Saturday, September 20, 2008


Small town values

I just attended the memorial service of a close relative in a town with a population of 1,500. A large number of neighbors and townsfolk attended, in addition to family members. After the service, we all moved to the nearby town hall, for a meal of homemade lasagna, salad and brownies.

Although the families were Christian, they weren't "Christian." There was a brief prayer and a mention or two of God, but no officiating religious figure, no religious doctrine, and no murmuring about the lack of any of that.

No one advocated censoring books in the local library, or breaking down the constitutional separation of church and state.

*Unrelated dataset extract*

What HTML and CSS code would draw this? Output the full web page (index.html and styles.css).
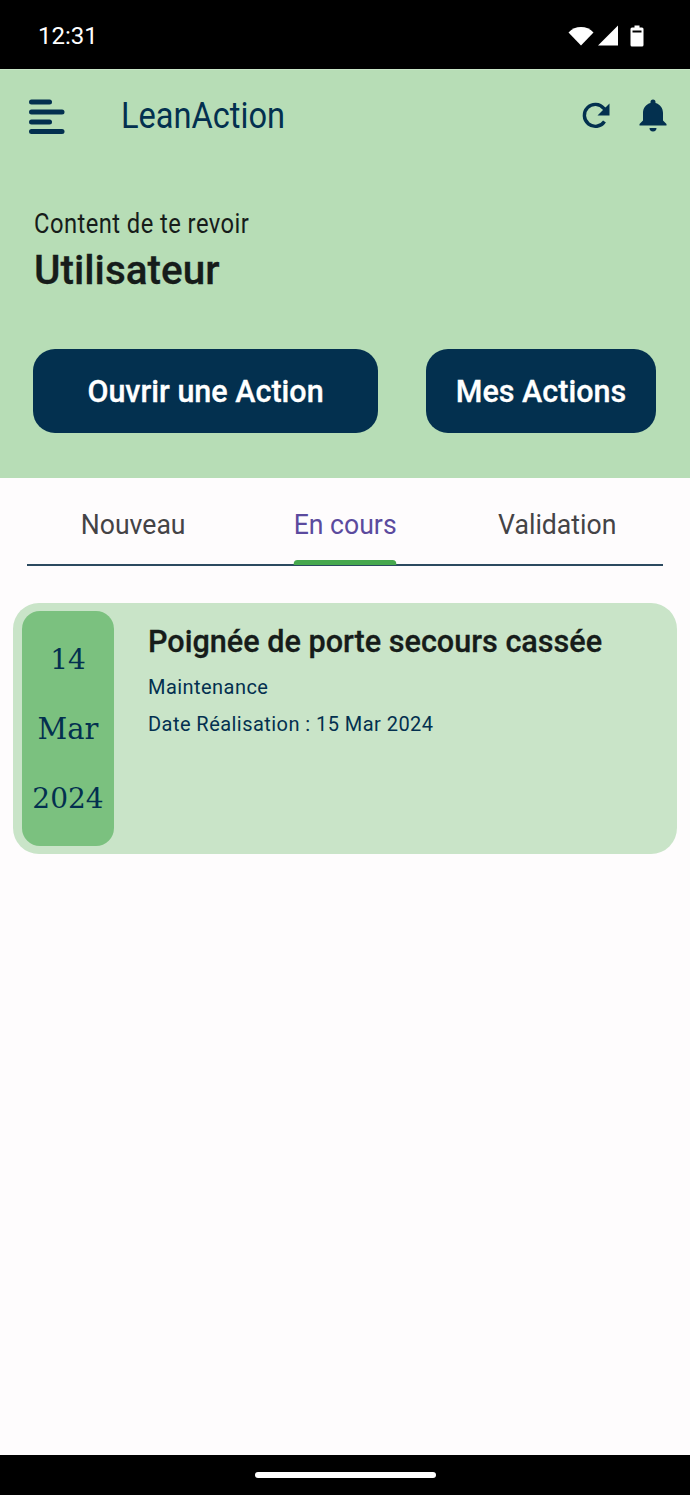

The man whose life we were celebrating was a WWII vet; there were American flags, including a veteran's flag folded into a triangle, but there was not a buzz about "my country right or wrong," or supporting the Iraq war. There was talk of peace.

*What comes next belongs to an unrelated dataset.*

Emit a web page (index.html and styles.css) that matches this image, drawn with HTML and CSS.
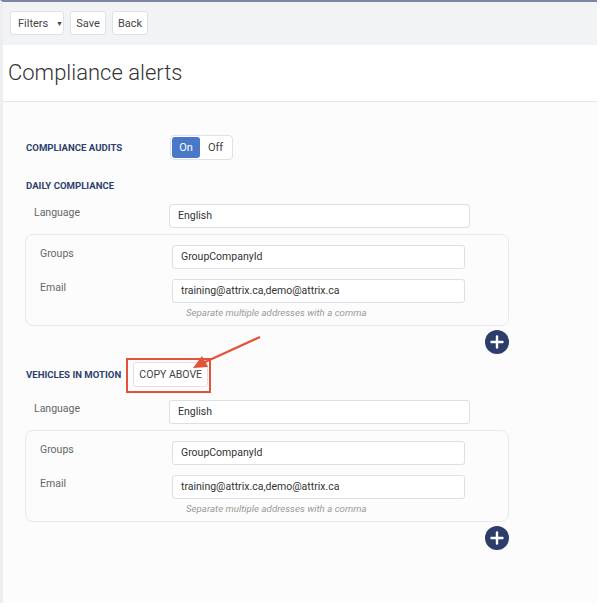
FILE: index.html
```html
<!DOCTYPE html>
<html lang="en">

<head>
    <meta charset="UTF-8">
    <title>Compliance alerts</title>
    <link rel="stylesheet" href="styles.css">
</head>

<body>
    <div class="app">
        <div class="toolbar">
            <button class="btn" id="filters">Filters <span class="caret">&#9660;</span></button>
            <button class="btn" id="save">Save</button>
            <button class="btn" id="back">Back</button>
        </div>
        <div class="page-header">
            <h1>Compliance alerts</h1>
        </div>
        <div class="content">
            <div class="row audits">
                <div class="section-title col-label">Compliance audits</div>
                <div class="toggle">
                    <div class="toggle-item active">On</div>
                    <div class="toggle-item">Off</div>
                </div>
            </div>

            <div class="section-title daily">Daily compliance</div>
            <div class="field lang">
                <label>Language</label>
                <div class="input">English</div>
            </div>
            <div class="group-box">
                <div class="field">
                    <label>Groups</label>
                    <div class="input">GroupCompanyId</div>
                </div>
                <div class="field">
                    <label>Email</label>
                    <div class="input">training@attrix.ca,demo@attrix.ca</div>
                </div>
                <div class="hint">Separate multiple addresses with a comma</div>
            </div>
            <div class="add-row">
                <div class="add-btn">
                    <svg width="24" height="24" viewBox="0 0 24 24">
                        <circle cx="12" cy="12" r="12" fill="#2c3d6b" />
                        <path d="M12 6.5v11M6.5 12h11" stroke="#fff" stroke-width="2.4" stroke-linecap="round" />
                    </svg>
                </div>
            </div>

            <div class="row motion">
                <div class="section-title">Vehicles in motion</div>
                <button class="btn copy">COPY ABOVE</button>
            </div>
            <div class="field lang">
                <label>Language</label>
                <div class="input">English</div>
            </div>
            <div class="group-box">
                <div class="field">
                    <label>Groups</label>
                    <div class="input">GroupCompanyId</div>
                </div>
                <div class="field">
                    <label>Email</label>
                    <div class="input">training@attrix.ca,demo@attrix.ca</div>
                </div>
                <div class="hint">Separate multiple addresses with a comma</div>
            </div>
            <div class="add-row">
                <div class="add-btn">
                    <svg width="24" height="24" viewBox="0 0 24 24">
                        <circle cx="12" cy="12" r="12" fill="#2c3d6b" />
                        <path d="M12 6.5v11M6.5 12h11" stroke="#fff" stroke-width="2.4" stroke-linecap="round" />
                    </svg>
                </div>
            </div>
        </div>

        <svg class="arrow" width="80" height="45" viewBox="0 0 80 45">
            <line x1="75" y1="2" x2="18" y2="28" stroke="#e2533a" stroke-width="2.2" />
            <polygon points="8,33 17,21 23,32" fill="#e2533a" />
        </svg>
    </div>
</body>

</html>
```

FILE: styles.css
```css
body {
    margin: 0;
    padding: 0;
    background-color: #ffffff;
    font-family: Roboto, "Liberation Sans", sans-serif;
    color: #333;
}

.app {
    position: relative;
    box-sizing: border-box;
    width: 597px;
    height: 603px;
    border-top: 2px solid #7b86a6;
    border-left: 3px solid #eceef1;
    background-color: #fcfcfc;
}

.toolbar {
    display: flex;
    flex-direction: row;
    gap: 6px;
    height: 43px;
    box-sizing: border-box;
    padding: 9px 0 0 7px;
    background-color: #f2f3f5;
}

.btn {
    height: 24px;
    padding: 0 8px;
    border: 1px solid #dfe1e6;
    border-radius: 3px;
    background-color: #fff;
    font-family: Roboto, "Liberation Sans", sans-serif;
    font-size: 11px;
    color: #444;
}

#filters {
    width: 54px;
    padding: 0 0 0 7px;
    text-align: left;
}

#save,
#back {
    width: 36px;
    padding: 0;
}

.caret {
    font-size: 7px;
    margin-left: 5px;
    position: relative;
    top: -1px;
}

.page-header {
    height: 57px;
    box-sizing: border-box;
    background-color: #fff;
    border-bottom: 1px solid #e3e5e9;
    padding: 15px 0 0 5px;
}

.page-header h1 {
    margin: 0;
    font-size: 22px;
    font-weight: 300;
    color: #333;
}

.content {
    padding-left: 22px;
    width: 484px;
}

.row {
    display: flex;
    flex-direction: row;
    align-items: center;
}

.audits {
    margin-top: 33px;
}

.section-title {
    padding-left: 1px;
    font-size: 9.6px;
    font-weight: 700;
    text-transform: uppercase;
    color: #2e3f6e;
}

.col-label {
    width: 144px;
}

.toggle {
    display: flex;
    flex-direction: row;
    padding: 1px;
    border: 1px solid #dfe1e6;
    border-radius: 4px;
    background-color: #fff;
}

.toggle-item {
    width: 31px;
    height: 21px;
    line-height: 21px;
    text-align: center;
    font-size: 11px;
    color: #444;
}

.toggle-item.active {
    width: 28px;
    border-radius: 3px;
    background-color: #4a78c9;
    color: #fff;
}

.daily {
    margin-top: 20px;
}

.field {
    display: flex;
    flex-direction: row;
}

.field label {
    flex: none;
    padding-top: 2px;
    font-size: 10.5px;
    color: #666;
}

.input {
    box-sizing: border-box;
    height: 24px;
    line-height: 22px;
    padding-left: 8px;
    border: 1px solid #dde0e6;
    border-radius: 3px;
    background-color: #fff;
    font-size: 10.5px;
    color: #333;
}

.lang {
    margin-top: 13px;
}

.lang label {
    width: 135px;
    padding-left: 9px;
}

.lang .input {
    width: 301px;
}

.group-box {
    margin-top: 6px;
    height: 92px;
    box-sizing: border-box;
    padding: 10px 0 0 14px;
    border: 1px solid #e8e9ed;
    border-radius: 8px;
    background-color: #fcfcfc;
}

.group-box .field + .field {
    margin-top: 10px;
}

.group-box label {
    width: 132px;
}

.group-box .input {
    width: 293px;
}

.hint {
    margin: 4px 0 0 146px;
    font-size: 9.7px;
    font-style: italic;
    color: #9a9a9a;
}

.add-row {
    display: flex;
    justify-content: flex-end;
    margin-top: 4px;
}

.add-btn {
    width: 24px;
    height: 24px;
    cursor: pointer;
}

.add-btn svg {
    display: block;
}

.motion {
    margin-top: 8px;
}

.copy {
    position: relative;
    width: 75px;
    height: 25px;
    margin-left: 12px;
    padding: 0;
    font-size: 10.5px;
}

.copy::after {
    content: "";
    position: absolute;
    left: -8px;
    top: -5px;
    width: 81px;
    height: 31px;
    border: 2px solid #e2533a;
}

.arrow {
    position: absolute;
    left: 182px;
    top: 333px;
}
```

There were deer-hunters in the assembly, but also vegans.

My sense is that there was a diversity of opinion on such matters as choice and shotgun weddings for teenage children. There were even Obama supporters among the attendees.

My impression of small town American values was of a place where people could vote their conscience, agree to disagree, and come together at a memorial service without shoving their beliefs in your face.

To the GOP handlers of Sarah Palin who wish to portray small town America as a monolith of intolerant, super-religious, right-wing, wildlife-killing, book-burning opinion -- you can kiss my a**.